There was a brief kerfuffle in the Cubs media room last night before Chicago starter John Lackey stepped into- and earned- his 7th loss of the year in New York.
Lackey, the crazy-eyed charger in Chicago’s stable of previously stalwart starters, is off this year, and in 13 starts, the elder pitcher is 4-7 with a 5.25 ERA.
What has been added to the painfulness of his work, though, has been his freedom to give up the long ball to opponents this year. In those 13 games started, Lackey has given up 19 home runs- including 3 to the Mets in last night’s game.
And so, before last night’s game, Maddon shared a thought, and Lackey reacted to it:
Before the [game], Maddon indicated Lackey might try some new things. Lackey said he didn’t know what Maddon was talking about, which summed up another frustrating night.
“Joe doesn’t have much to do with the pitching,” Lackey quipped. “I don’t know what he’s talking about there.” – ESPN
The Cubs are having pitching struggles this year, certainly, coming off of their magical World Series Championship season last year. But they are also having hitting troubles, and defensive troubles as well. At 31-32, the Cubs have tagged .500 twelve times through the first third of the season, and seem saddled to a mediocre campaign, unless something changes for them soon.
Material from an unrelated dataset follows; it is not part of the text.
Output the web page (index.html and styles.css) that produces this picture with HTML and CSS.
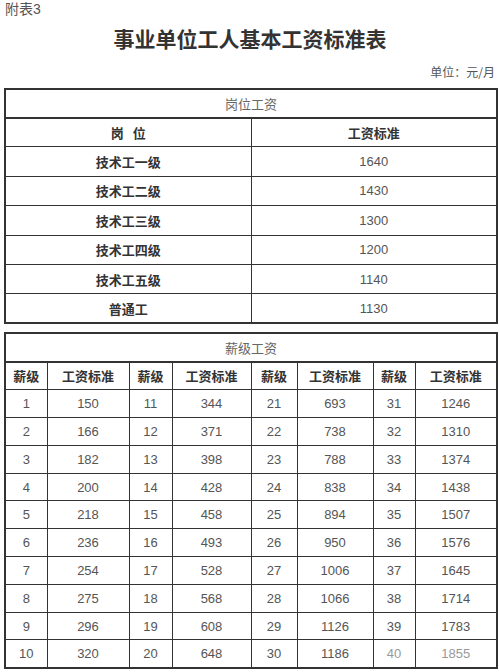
FILE: index.html
```html
<!DOCTYPE html>
<html lang="zh">
<head>
<meta charset="utf-8">
<title>事业单位工人基本工资标准表</title>
<link rel="stylesheet" href="styles.css">
</head>
<body>
<div class="page">
  <div class="note">附表3</div>
  <h1 class="title">事业单位工人基本工资标准表</h1>
  <div class="unit">单位：元/月</div>

  <table class="tbl tbl-post">
    <colgroup><col class="c-half"><col class="c-half"></colgroup>
    <tr class="cap"><td colspan="2">岗位工资</td></tr>
    <tr class="head"><th>岗&nbsp;&nbsp;&nbsp;位</th><th>工资标准</th></tr>
    <tr><th>技术工一级</th><td>1640</td></tr>
    <tr><th>技术工二级</th><td>1430</td></tr>
    <tr><th>技术工三级</th><td>1300</td></tr>
    <tr><th>技术工四级</th><td>1200</td></tr>
    <tr><th>技术工五级</th><td>1140</td></tr>
    <tr><th>普通工</th><td>1130</td></tr>
  </table>

  <table class="tbl tbl-scale">
    <colgroup>
      <col class="c1"><col class="c2"><col class="c3"><col class="c4">
      <col class="c5"><col class="c6"><col class="c7"><col class="c8">
    </colgroup>
    <tr class="cap"><td colspan="8">薪级工资</td></tr>
    <tr class="head"><th>薪级</th><th>工资标准</th><th>薪级</th><th>工资标准</th><th>薪级</th><th>工资标准</th><th>薪级</th><th>工资标准</th></tr>
    <tr><td>1</td><td>150</td><td>11</td><td>344</td><td>21</td><td>693</td><td>31</td><td>1246</td></tr>
    <tr><td>2</td><td>166</td><td>12</td><td>371</td><td>22</td><td>738</td><td>32</td><td>1310</td></tr>
    <tr><td>3</td><td>182</td><td>13</td><td>398</td><td>23</td><td>788</td><td>33</td><td>1374</td></tr>
    <tr><td>4</td><td>200</td><td>14</td><td>428</td><td>24</td><td>838</td><td>34</td><td>1438</td></tr>
    <tr><td>5</td><td>218</td><td>15</td><td>458</td><td>25</td><td>894</td><td>35</td><td>1507</td></tr>
    <tr><td>6</td><td>236</td><td>16</td><td>493</td><td>26</td><td>950</td><td>36</td><td>1576</td></tr>
    <tr><td>7</td><td>254</td><td>17</td><td>528</td><td>27</td><td>1006</td><td>37</td><td>1645</td></tr>
    <tr><td>8</td><td>275</td><td>18</td><td>568</td><td>28</td><td>1066</td><td>38</td><td>1714</td></tr>
    <tr><td>9</td><td>296</td><td>19</td><td>608</td><td>29</td><td>1126</td><td>39</td><td>1783</td></tr>
    <tr><td>10</td><td>320</td><td>20</td><td>648</td><td>30</td><td>1186</td><td class="faded">40</td><td class="faded">1855</td></tr>
  </table>
</div>
</body>
</html>
```

FILE: styles.css
```css
html, body {
  margin: 0;
  padding: 0;
  background: #ffffff;
}

.page {
  width: 492px;
  padding: 0 4px;
  font-family: "Liberation Sans", "Noto Sans CJK SC", sans-serif;
  color: #555;
}

.note {
  height: 18px;
  line-height: 18px;
  font-size: 14px;
  color: #555;
  padding-left: 1px;
}

.title {
  margin: 6px 0 0;
  height: 28px;
  line-height: 28px;
  font-size: 21px;
  font-weight: bold;
  color: #333;
  text-align: center;
  font-family: "Noto Sans CJK SC", sans-serif;
}

.unit {
  margin-top: 12px;
  height: 16px;
  line-height: 16px;
  font-size: 12px;
  color: #555;
  text-align: right;
  padding-right: 1px;
  font-family: "Noto Sans CJK SC", sans-serif;
}

.tbl {
  width: 492px;
  border-collapse: collapse;
  table-layout: fixed;
  border: 2px solid #333;
  margin-top: 8px;
}

.tbl td, .tbl th {
  border: 1px solid #333;
  padding: 0;
  text-align: center;
  font-size: 13px;
  color: #555;
  font-weight: normal;
}

.tbl th {
  font-family: "Noto Sans CJK SC", sans-serif;
  font-weight: bold;
  color: #333;
}

.tbl .cap td {
  color: #666;
  font-family: "Noto Sans CJK SC", sans-serif;
  border-bottom: 2px solid #333;
}

.tbl-post .c-half { width: 246px; }
.tbl-post tr { height: 29.4px; }
.tbl-post .cap { height: 28.5px; }

.tbl-scale { margin-top: 8px; }
.tbl-scale tr { height: 27.8px; }
.tbl-scale .cap { height: 28.5px; }
.tbl-scale .head { height: 28px; }
.tbl-scale .c1 { width: 42px; }
.tbl-scale .c2 { width: 82px; }
.tbl-scale .c3 { width: 43px; }
.tbl-scale .c4 { width: 79px; }
.tbl-scale .c5 { width: 46px; }
.tbl-scale .c6 { width: 76px; }
.tbl-scale .c7 { width: 42px; }
.tbl-scale .c8 { width: 82px; }

.tbl .faded { color: #999; }
```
And understandably so, Lackey, being the firestorm he can be when perturbed, is frustrated.
Lackey’s push-back on Maddon’s suggestion was probably a momentary blurt by a man who seethes at any error he commits hurling, hitting, or eating, or talking, or walking. Lackey is combustible and after the inital explosion, the flames die fairly quickly. And Maddon- he’s a manager, and he’s seen and coached Lackey’s like on other teams during his 42 years as a manager and coach.
But it still got me thinking.
If a player like Lackey did become dismissive of a manager like Maddon, what would that mean?
Lackey was certainly key in the machinery that helped give Chicago that first elusive World Series crown in 108 years. He pitched well during the season, and was exceptional during the team’s playoff run. But he was also on a team with a bunch of players. And Maddon was the guy coordinating and coaching the success.
The math stat guys in recent years came up with a relative measure of a player’s significance to their team over a given playing year, or in total, across their career. This stat, Wins Above Replacement (WAR), simply suggests how valuable that player was in giving their team wins, measured against if a replacement, a player of nominal ability, was playing their position instead.
WAR involves math, but it puts the value of players in a spectrum. A player with 0 WAR is essentially a player of replacement quality put out on the field. The average MLB player has a WAR of about 2, and a position player of WAR 2 produces about 17.5 runs more than the replacement player. And then you have your super performers. If a starter “should” have a WAR of 2+, your All-Stars are usually in the 5 WAR range, and your MVP’s, 8+.
Kris Bryant, in his MVP season last year, had a WAR of 8.4. By comparison, Babe Ruth has had 7 of the 10 best WAR seasons ever, with his 14.1 season in 1923 to top them all.
WAR is an approximate stat. It’s inexact and guesstimated to some extent, but it gives a pretty good indication of the quality of a player’s year. And for pitchers, the WAR is calculated differently than for position players who are expected to play defense and score runs. Pitchers are suppose to keep the opponent’s off the field.
So I’ve talked a lot about WAR.
Last year, the Year of the Champion Cubs, John Lackey had a WAR of 3.1.
3.1 is decent.
His WAR was also 9th on the team.
And 4th among his peer starters on the Cubs, behind Hendricks, Lester, and then Arrieta.
We can, to an extent, quantify Lackey’s contributions as a player on last year’s team, as well as on this year’s version.
What we lack here is an equivalent measure for managers.
The players take the field and make the plays, giving strikeouts, garnering hits, and getting outs. Along the way, they also grab headlines and good paychecks. But what about the wizard behind the curtain, making the lineup card, plugging players into positions, pulling and replacing pitchers before they blow up, and setting the tone for team play? What is that guy worth?
What would Maddon’s Manager WAR be to the 2016 Cubs that finally got through to the Promised Land?
I want to know how to calculate the stat for that.
Because I bet it was a little higher than 3.1 last year.
And I bet Maddon knows a little something about pitching.